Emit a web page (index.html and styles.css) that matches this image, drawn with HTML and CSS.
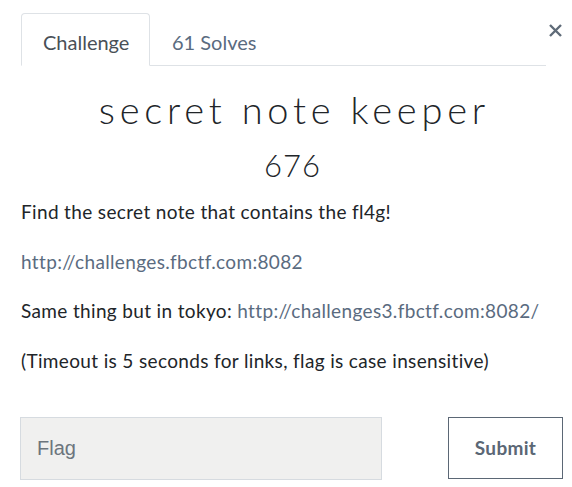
FILE: index.html
```html
<!DOCTYPE html>
<html>
<head>
<meta charset="utf-8">
<link rel="stylesheet" href="styles.css">
</head>
<body>
<div class="modal">
  <div class="head">
    <ul class="tabs">
      <li class="tab active">Challenge</li>
      <li class="tab">61 Solves</li>
    </ul>
    <button class="close" aria-label="Close">
      <svg width="13" height="13" viewBox="0 0 13 13"><path d="M1 1L12 12M12 1L1 12" stroke="#5f6b78" stroke-width="2.4" stroke-linecap="butt"/></svg>
    </button>
  </div>
  <h2 class="title">secret note keeper</h2>
  <h3 class="points">676</h3>
  <div class="desc">
    <p>Find the secret note that contains the fl4g!</p>
    <p><a href="#">http://challenges.fbctf.com:8082</a></p>
    <p>Same thing but in tokyo: <a href="#">http://challenges3.fbctf.com:8082/</a></p>
    <p>(Timeout is 5 seconds for links, flag is case insensitive)</p>
  </div>
  <form class="submit-row">
    <input class="flag" type="text" placeholder="Flag">
    <button class="submit" type="button">Submit</button>
  </form>
</div>
</body>
</html>
```

FILE: styles.css
```css
html, body {
  margin: 0;
  padding: 0;
  background: #ffffff;
}
body {
  font-family: Lato, "Open Sans", sans-serif;
  color: #212529;
}
.modal {
  padding: 13px 9px 0 21px;
}
.head {
  display: flex;
  align-items: flex-start;
}
.tabs {
  list-style: none;
  margin: 0;
  padding: 0;
  display: flex;
  width: 525px;
  border-bottom: 1px solid #dee2e6;
  height: 52px;
}
.tab {
  font-size: 20px;
  color: #5a6b7f;
  padding: 0 21px;
  line-height: 56px;
  height: 52px;
  box-sizing: border-box;
  border: 1px solid transparent;
  border-radius: 4px 4px 0 0;
}
.tab.active {
  color: #495057;
  border-color: #dee2e6 #dee2e6 #ffffff;
  background: #fff;
  height: 53px;
  width: 129px;
}
.close {
  margin: 10px 0 0 2px;
  padding: 0;
  border: 0;
  background: none;
  width: 15px;
  height: 14px;
  display: flex;
  align-items: center;
  justify-content: center;
}
.title {
  margin: 19px 0 0 0;
  padding-left: 4.8px;
  text-align: center;
  font-weight: 300;
  font-size: 38px;
  letter-spacing: 4.8px;
  line-height: 48px;
  color: #212529;
}
.points {
  margin: 14px 0 0 0;
  padding-left: 1px;
  text-align: center;
  font-weight: 300;
  font-size: 31px;
  letter-spacing: 1px;
  line-height: 36px;
  color: #212529;
}
.desc {
  margin-top: 18px;
}
.desc p {
  margin: 0 0 27.5px 0;
  font-size: 19px;
  letter-spacing: 0.35px;
  line-height: 22px;
}
.desc p:last-child {
  margin-bottom: 0;
}
.desc a {
  color: #5a6b7f;
  text-decoration: none;
}
.submit-row {
  display: flex;
  margin: 45px 0 0 0;
  gap: 66px;
}
.flag {
  width: 362px;
  height: 63px;
  box-sizing: border-box;
  margin-left: -1px;
  background: #f0f0ef;
  border: 1px solid #d6dbe0;
  padding: 0 16px;
  font-family: "Liberation Sans", Arial, sans-serif;
  font-size: 20px;
  color: #495057;
}
.flag::placeholder {
  color: #6c757d;
}
.submit {
  width: 115px;
  height: 62px;
  box-sizing: border-box;
  background: #fff;
  border: 1px solid #5b6775;
  font-family: Lato, sans-serif;
  font-weight: 700;
  font-size: 19px;
  letter-spacing: 0.3px;
  color: #5b6775;
}
```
· · · ·
» **Instruction**: Write out the full listing verbatim, excluding its pictures.

» **Solution to the problem**:
Emit a web page (index.html and styles.css) that matches this image, drawn with HTML and CSS.
FILE: index.html
```html
<!DOCTYPE html>
<html>
<head>
<meta charset="utf-8">
<link rel="stylesheet" href="styles.css">
</head>
<body>
<div class="modal">
  <div class="head">
    <ul class="tabs">
      <li class="tab active">Challenge</li>
      <li class="tab">61 Solves</li>
    </ul>
    <button class="close" aria-label="Close">
      <svg width="13" height="13" viewBox="0 0 13 13"><path d="M1 1L12 12M12 1L1 12" stroke="#5f6b78" stroke-width="2.4" stroke-linecap="butt"/></svg>
    </button>
  </div>
  <h2 class="title">secret note keeper</h2>
  <h3 class="points">676</h3>
  <div class="desc">
    <p>Find the secret note that contains the fl4g!</p>
    <p><a href="#">http://challenges.fbctf.com:8082</a></p>
    <p>Same thing but in tokyo: <a href="#">http://challenges3.fbctf.com:8082/</a></p>
    <p>(Timeout is 5 seconds for links, flag is case insensitive)</p>
  </div>
  <form class="submit-row">
    <input class="flag" type="text" placeholder="Flag">
    <button class="submit" type="button">Submit</button>
  </form>
</div>
</body>
</html>
```

FILE: styles.css
```css
html, body {
  margin: 0;
  padding: 0;
  background: #ffffff;
}
body {
  font-family: Lato, "Open Sans", sans-serif;
  color: #212529;
}
.modal {
  padding: 13px 9px 0 21px;
}
.head {
  display: flex;
  align-items: flex-start;
}
.tabs {
  list-style: none;
  margin: 0;
  padding: 0;
  display: flex;
  width: 525px;
  border-bottom: 1px solid #dee2e6;
  height: 52px;
}
.tab {
  font-size: 20px;
  color: #5a6b7f;
  padding: 0 21px;
  line-height: 56px;
  height: 52px;
  box-sizing: border-box;
  border: 1px solid transparent;
  border-radius: 4px 4px 0 0;
}
.tab.active {
  color: #495057;
  border-color: #dee2e6 #dee2e6 #ffffff;
  background: #fff;
  height: 53px;
  width: 129px;
}
.close {
  margin: 10px 0 0 2px;
  padding: 0;
  border: 0;
  background: none;
  width: 15px;
  height: 14px;
  display: flex;
  align-items: center;
  justify-content: center;
}
.title {
  margin: 19px 0 0 0;
  padding-left: 4.8px;
  text-align: center;
  font-weight: 300;
  font-size: 38px;
  letter-spacing: 4.8px;
  line-height: 48px;
  color: #212529;
}
.points {
  margin: 14px 0 0 0;
  padding-left: 1px;
  text-align: center;
  font-weight: 300;
  font-size: 31px;
  letter-spacing: 1px;
  line-height: 36px;
  color: #212529;
}
.desc {
  margin-top: 18px;
}
.desc p {
  margin: 0 0 27.5px 0;
  font-size: 19px;
  letter-spacing: 0.35px;
  line-height: 22px;
}
.desc p:last-child {
  margin-bottom: 0;
}
.desc a {
  color: #5a6b7f;
  text-decoration: none;
}
.submit-row {
  display: flex;
  margin: 45px 0 0 0;
  gap: 66px;
}
.flag {
  width: 362px;
  height: 63px;
  box-sizing: border-box;
  margin-left: -1px;
  background: #f0f0ef;
  border: 1px solid #d6dbe0;
  padding: 0 16px;
  font-family: "Liberation Sans", Arial, sans-serif;
  font-size: 20px;
  color: #495057;
}
.flag::placeholder {
  color: #6c757d;
}
.submit {
  width: 115px;
  height: 62px;
  box-sizing: border-box;
  background: #fff;
  border: 1px solid #5b6775;
  font-family: Lato, sans-serif;
  font-weight: 700;
  font-size: 19px;
  letter-spacing: 0.3px;
  color: #5b6775;
}
```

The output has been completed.